Dave Chinner Jan. 29, 2025, 6:06 a.m. UTC | #12
On Tue, Jan 28, 2025 at 07:13:13PM -0800, Darrick J. Wong wrote:
> On Wed, Jan 29, 2025 at 07:39:22AM +1100, Dave Chinner wrote:
> > On Mon, Jan 27, 2025 at 11:23:52PM -0800, Darrick J. Wong wrote:
> > > On Tue, Jan 28, 2025 at 03:34:50PM +1100, Dave Chinner wrote:
> > > > On Thu, Jan 23, 2025 at 12:16:50PM +1100, Dave Chinner wrote:
> > > > 4. /tmp is still shared across all runner instances so all the
> > > > 
> > > >    concurrent runners dump all their tmp files in /tmp. However, the
> > > >    runners no longer have unique PIDs (i.e. check runs as PID 3 in
> > > >    all runner instaces). This means using /tmp/tmp.$$ as the
> > > >    check/test temp file definition results is instant tmp file name
> > > >    collisions and random things in check and tests fail.  check and
> > > >    common/preamble have to be converted to use `mktemp` to provide
> > > >    unique tempfile name prefixes again.
> > > > 
> > > > 5. Don't forget to revert the parent /proc mount back to shared
> > > >    after check has finished running (or was aborted).
> > > > 
> > > > I think with this (current prototype patch below), we can use PID
> > > > namespaces rather than process session IDs for check-parallel safe
> > > > process management.
> > > > 
> > > > Thoughts?
> > > 
> > > Was about to go to bed, but can we also start a new mount namespace,
> > > create a private (or at least non-global) /tmp to put files into, and
> > > then each test instance is isolated from clobbering the /tmpfiles of
> > > other ./check instances *and* the rest of the system?
> > 
> > We probably can. I didn't want to go down that rat hole straight
> > away, because then I'd have to make a decision about what to mount
> > there. One thing at a time....
> > 
> > I suspect that I can just use a tmpfs filesystem for it - there's
> > heaps of memory available on my test machines and we don't use /tmp
> > to hold large files, so that should work fine for me.  However, I'm
> > a little concerned about what will happen when testing under memory
> > pressure situations if /tmp needs memory to operate correctly.
> > 
> > I'll have a look at what is needed for private tmpfs /tmp instances
> > to work - it should work just fine.
> > 
> > However, if check-parallel has taught me anything, it is that trying
> > to use "should work" features on a modern system tends to mean "this
> > is a poorly documented rat-hole that with many dead-ends that will
> > be explored before a working solution is found"...
> 
> <nod> I'm running an experiment overnight with the following patch to
> get rid of the session id grossness.  AFAICT it can also be used by
> check-parallel to start its subprocesses in separate pid namespaces,
> though I didn't investigate thoroughly.
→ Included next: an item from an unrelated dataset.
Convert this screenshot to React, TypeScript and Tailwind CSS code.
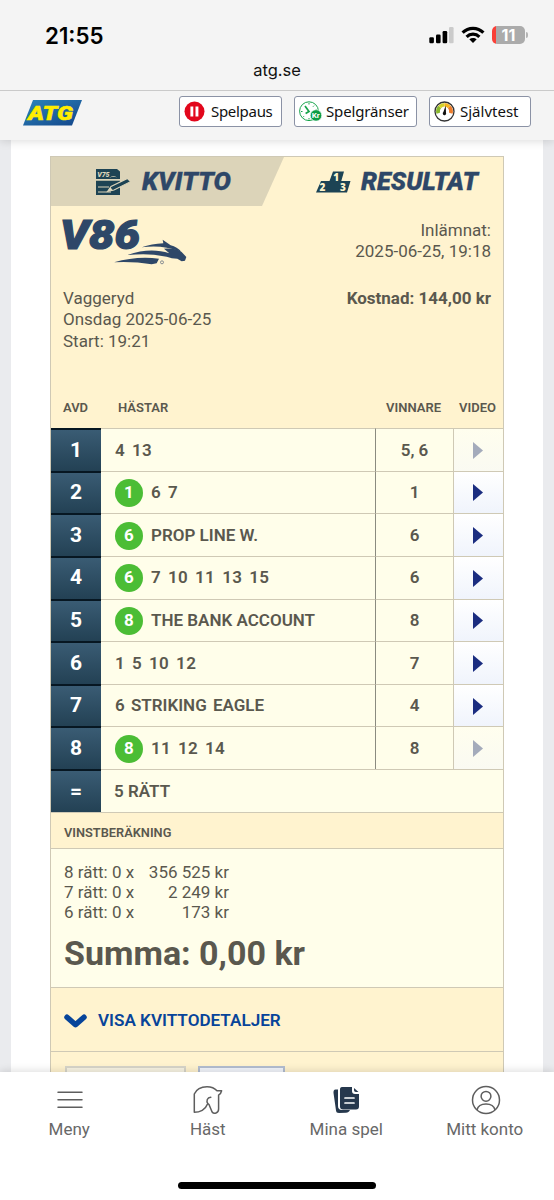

I don't think check-parallel needs to start each check instance in
it's own PID namespace - it's the tests themselves that need the
isolation from each other.

However, the check instances require a private mount namespace, as
they mount and unmount test/scratch devices themselves and we do not
want other check instances seeing those mounts.

Hence I think the current check-parallel code doing mount namespace
isolation as it already does should work with this patch enabling
per-test process isolation inside check itself.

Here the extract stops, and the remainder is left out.